Amit Marwah, Head of Marketing and Corporate Affairs, Nokia
“There are two very interesting pillars in 6G, network as a sensor and extreme connectivity.

6G networks will be able to sense their surroundings, allowing us to generate highly-realized digital versions of the physical world. This digital awareness would turn the network into our sixth sense. By bouncing signals off objects, the network will determine what’s there, how things are moving – and potentially even what they’re made of. The network becomes our sixth sense, extending our awareness beyond our immediate surroundings. This sensing capability can be used to map a digital version of the physical world. By interacting with this ‘digital twin’, we could extend our senses to every point the network touches.

6G wireless technology will reproduce the latency and reliability of dedicated cables. Powered by new subnetworks, these invisible wires have profound implications for life-critical services. We call these extreme-connectivity systems in X-subnetworks.”

Ravi Gandhi, President, Chief of Public Policy & Regulatory, Reliance Jio
“At the moment, re 6G, the vendors have to develop technology and provide to the operators when it is matured, so that it can be deployed for the consumers.

As far as present networks are concerned, the 5G network is being rolled out very, very fast, fastest amongst the world. And we expect that a lot of use cases, including the manufacturing use cases or M2M, or private network use cases would come in. Private network is a term which is very loosely used. There is nothing like a private network. Earlier, there was cloud over the network. Now it’s a network over the cloud. So how can there be a private network over the cloud, the cloud itself is a public cloud?”

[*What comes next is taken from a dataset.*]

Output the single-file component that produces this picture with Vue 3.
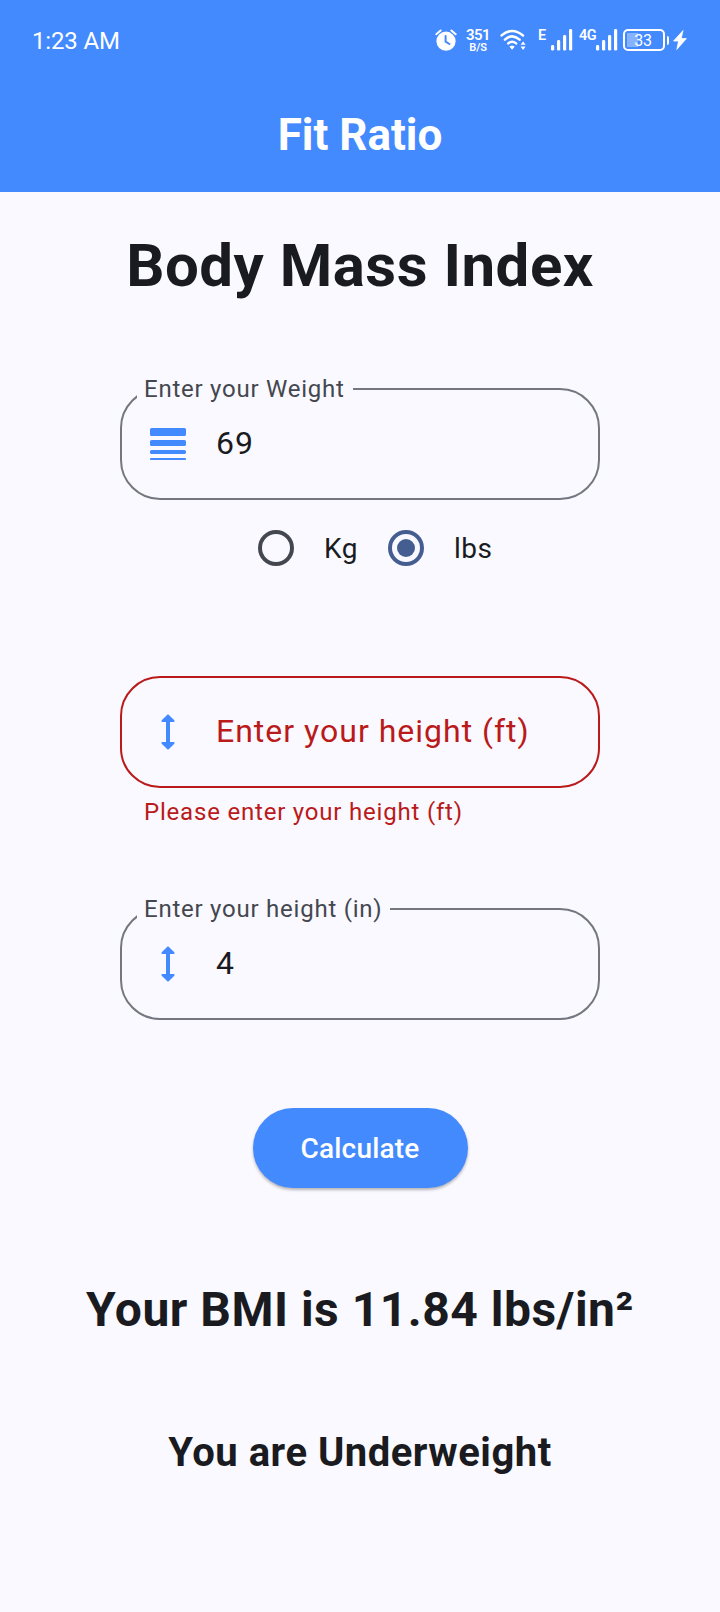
<script setup>
import { ref } from 'vue'

const weight = ref('69')
const heightIn = ref('4')
const unit = ref('lbs')
const units = ['Kg', 'lbs']
</script>

<template>
  <div class="screen">
    <header class="top">
      <div class="status">
        <span class="clock">1:23 AM</span>
        <svg class="alarm" width="22" height="22" viewBox="0 0 22 22">
          <circle cx="11" cy="12.2" r="9.6" fill="#fff" />
          <path d="M1.3 5.2 5.6 1.5M20.7 5.2 16.4 1.5" stroke="#fff" stroke-width="2" stroke-linecap="round" />
          <path d="M10.6 7v5.6l3.8 2.4" fill="none" stroke="#448aff" stroke-width="2" stroke-linecap="round" />
        </svg>
        <div class="speed"><b>351</b><small>B/S</small></div>
        <svg class="wifi" width="26" height="22" viewBox="0 0 26 22">
          <g fill="none" stroke="#fff" stroke-width="2.5" stroke-linecap="round">
            <path d="M1.6 6.4Q12 -2.4 23 6.4" />
            <path d="M4.9 10.6Q12 4.2 19.6 10.6" />
            <path d="M8.3 14.4Q12 11 16.1 14.4" />
          </g>
          <path d="M10 17.6Q12.2 16.4 14.2 17.6L12.1 20.2z" fill="#fff" stroke="#fff" stroke-linejoin="round" />
          <path d="M20.6 15.8 23.1 12.4 25.6 15.8zM20.6 17.6 23.1 21 25.6 17.6z" fill="#fff" />
        </svg>
        <span class="net net-e">E</span>
        <svg class="bars" width="22" height="22" viewBox="0 0 22 22">
          <g fill="#fff">
            <rect x="0" y="16" width="3.2" height="5.6" rx="1.4" />
            <rect x="6" y="11" width="3.2" height="10.6" rx="1.4" />
            <rect x="12" y="6" width="3.2" height="15.6" rx="1.4" />
            <rect x="18" y="0" width="3.2" height="21.6" rx="1.4" />
          </g>
        </svg>
        <span class="net net-4g">4G</span>
        <svg class="bars" width="22" height="22" viewBox="0 0 22 22">
          <g fill="#fff">
            <rect x="0" y="16" width="3.2" height="5.6" rx="1.4" />
            <rect x="6" y="11" width="3.2" height="10.6" rx="1.4" />
            <rect x="12" y="6" width="3.2" height="15.6" rx="1.4" />
            <rect x="18" y="0" width="3.2" height="21.6" rx="1.4" />
          </g>
        </svg>
        <div class="battery"><span>33</span></div>
        <i class="nub"></i>
        <svg class="bolt" width="14" height="20" viewBox="0 0 14 20">
          <path d="M10 .6 .6 11h5L3.8 19.4 13.4 8.6H8.2z" fill="#fff" stroke="#fff" stroke-width=".8" stroke-linejoin="round" />
        </svg>
      </div>
      <h1 class="appbar">Fit Ratio</h1>
    </header>

    <main class="body">
      <h2 class="heading">Body Mass Index</h2>

      <div class="field">
        <span class="label">Enter your Weight</span>
        <svg class="icon" width="48" height="48" viewBox="0 0 24 24">
          <g fill="#448aff">
            <rect x="3" y="4" width="18" height="4" rx=".8" />
            <rect x="3" y="10" width="18" height="3" rx=".8" />
            <rect x="3" y="15" width="18" height="2" rx=".8" />
            <rect x="3" y="19" width="18" height="1" rx=".4" />
          </g>
        </svg>
        <span class="value">{{ weight }}</span>
      </div>

      <div class="units">
        <label v-for="u in units" :key="u" class="unit" @click="unit = u">
          <svg class="radio" :class="{ on: unit === u }" width="36" height="36" viewBox="0 0 36 36">
            <circle cx="18" cy="18" r="16" fill="none" stroke="currentColor" stroke-width="4" />
            <circle v-if="unit === u" cx="18" cy="18" r="9" fill="currentColor" />
          </svg>
          <span>{{ u }}</span>
        </label>
      </div>

      <div class="field error">
        <svg class="icon" width="48" height="48" viewBox="0 0 24 24">
          <path fill="#448aff" d="M13 6.99h1.79c.45 0 .67-.54.35-.85l-2.79-2.78c-.2-.19-.51-.19-.71 0L8.86 6.14c-.32.31-.1.85.35.85H11v10.02H9.21c-.45 0-.67.54-.35.85l2.79 2.78c.2.19.51.19.71 0l2.79-2.78c.32-.31.09-.85-.35-.85H13V6.99z" />
        </svg>
        <span class="value">Enter your height (ft)</span>
      </div>
      <p class="message">Please enter your height (ft)</p>

      <div class="field inches">
        <span class="label">Enter your height (in)</span>
        <svg class="icon" width="48" height="48" viewBox="0 0 24 24">
          <path fill="#448aff" d="M13 6.99h1.79c.45 0 .67-.54.35-.85l-2.79-2.78c-.2-.19-.51-.19-.71 0L8.86 6.14c-.32.31-.1.85.35.85H11v10.02H9.21c-.45 0-.67.54-.35.85l2.79 2.78c.2.19.51.19.71 0l2.79-2.78c.32-.31.09-.85-.35-.85H13V6.99z" />
        </svg>
        <span class="value">{{ heightIn }}</span>
      </div>

      <button class="calc" type="button">Calculate</button>

      <p class="result">Your BMI is 11.84 lbs/in²</p>
      <p class="verdict">You are Underweight</p>
    </main>
  </div>
</template>

<style>
body {
  margin: 0;
  background: #f9f9ff;
}
</style>

<style scoped>
.screen {
  width: 720px;
  height: 1612px;
  background: #f9f9ff;
  color: #1a1b20;
  font-family: Roboto, "Liberation Sans", sans-serif;
  overflow: hidden;
}
.top {
  height: 192px;
  background: #448aff;
  color: #fff;
}
.status {
  height: 80px;
  display: flex;
  align-items: center;
  padding-left: 32px;
}
.status > * {
  flex: none;
}
.status svg {
  display: block;
}
.clock {
  width: 403px;
  font-size: 24px;
  line-height: 30px;
  padding-top: 2px;
  letter-spacing: -0.15px;
}
.speed {
  width: 30px;
  margin-left: 6px;
  text-align: center;
  display: flex;
  flex-direction: column;
}
.speed b {
  font-size: 15px;
  font-weight: 600;
  line-height: 14px;
  letter-spacing: -0.6px;
}
.speed small {
  font-size: 11px;
  font-weight: 600;
  line-height: 11px;
  letter-spacing: -0.2px;
}
.wifi {
  margin-left: 7px;
}
.net {
  font-size: 14.5px;
  font-weight: 600;
  line-height: 16px;
  padding-bottom: 9px;
}
.net-e {
  width: 13px;
  margin-left: 12px;
}
.net-4g {
  width: 17px;
  margin-left: 6px;
  letter-spacing: -0.5px;
}
.battery {
  box-sizing: border-box;
  width: 42px;
  height: 22px;
  margin-left: 5px;
  border: 2px solid #fff;
  border-radius: 5px;
  background: linear-gradient(#86b3ff, #86b3ff) 2px 2px / 11px 14px no-repeat;
  font-size: 16px;
  line-height: 19px;
  text-align: center;
}
.battery span {
  padding-right: 2px;
  letter-spacing: -0.2px;
}
.nub {
  width: 2px;
  height: 9px;
  margin-left: 2px;
  border-radius: 0 2px 2px 0;
  background: #fff;
}
.bolt {
  margin-left: 4px;
}
.appbar {
  margin: 0;
  height: 110px;
  font-size: 44px;
  font-weight: 700;
  line-height: 110px;
  text-align: center;
}
.body {
  display: flex;
  flex-direction: column;
  align-items: center;
}
.heading {
  margin: 38px 0 87px;
  font-size: 60px;
  font-weight: 700;
  line-height: 71px;
  letter-spacing: 0.5px;
}
.field {
  position: relative;
  box-sizing: border-box;
  width: 480px;
  height: 112px;
  border: 2px solid #74777f;
  border-radius: 40px;
  display: flex;
  align-items: center;
  padding-left: 22px;
}
.label {
  position: absolute;
  left: 15px;
  top: -15px;
  padding: 0 8px 0 7px;
  background: #f9f9ff;
  color: #44474f;
  font-size: 24px;
  line-height: 28px;
  letter-spacing: 0.76px;
  white-space: nowrap;
}
.value {
  margin-left: 24px;
  padding-bottom: 2px;
  font-size: 32px;
  line-height: 40px;
  letter-spacing: 1px;
}
.units {
  box-sizing: border-box;
  width: 720px;
  height: 96px;
  display: flex;
  align-items: center;
  gap: 30px;
  padding-left: 258px;
}
.unit {
  display: flex;
  align-items: center;
  gap: 30px;
  font-size: 28px;
  letter-spacing: 0.5px;
}
.radio {
  display: block;
  color: #44474f;
}
.radio.on {
  color: #445e91;
}
.error {
  margin-top: 80px;
  border-color: #ba1a1a;
  color: #ba1a1a;
}
.message {
  box-sizing: border-box;
  width: 480px;
  margin: 10px 0 0;
  padding-left: 24px;
  color: #ba1a1a;
  font-size: 24px;
  line-height: 28px;
  letter-spacing: 0.8px;
}
.inches {
  margin-top: 82px;
}
.calc {
  margin-top: 88px;
  width: 215px;
  height: 80px;
  padding: 0;
  border: 0;
  border-radius: 40px;
  background: #448aff;
  color: #fff;
  font: 500 28px/82px Roboto, sans-serif;
  letter-spacing: 0.2px;
  box-shadow: 0 2px 3px rgba(0, 0, 0, 0.28);
}
.result {
  margin: 94px 0 0;
  font-size: 48px;
  font-weight: 700;
  line-height: 56px;
  letter-spacing: 0.5px;
}
.verdict {
  margin: 91px 0 0;
  font-size: 40px;
  font-weight: 700;
  line-height: 48px;
  letter-spacing: 0.5px;
}
</style>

Eva U Ulicevic, Director of Architecture, Strategy and Analytics, Telefónica, Germany
“Within the Telefonica group, we believe that 6G is not going to be only terrestrial, but also a space and airborne network. That is why we are playing a leading role in the digital transformation. In 6G-TakeOff, we are helping to enable innovations and the convergence of information and communications technologies of future 6G technologies, taking into account industry-specific requirements, as well as enabling technology transfers through demonstrators and testing. We are focusing on enabling seamless integration of space and airborne infrastructure.”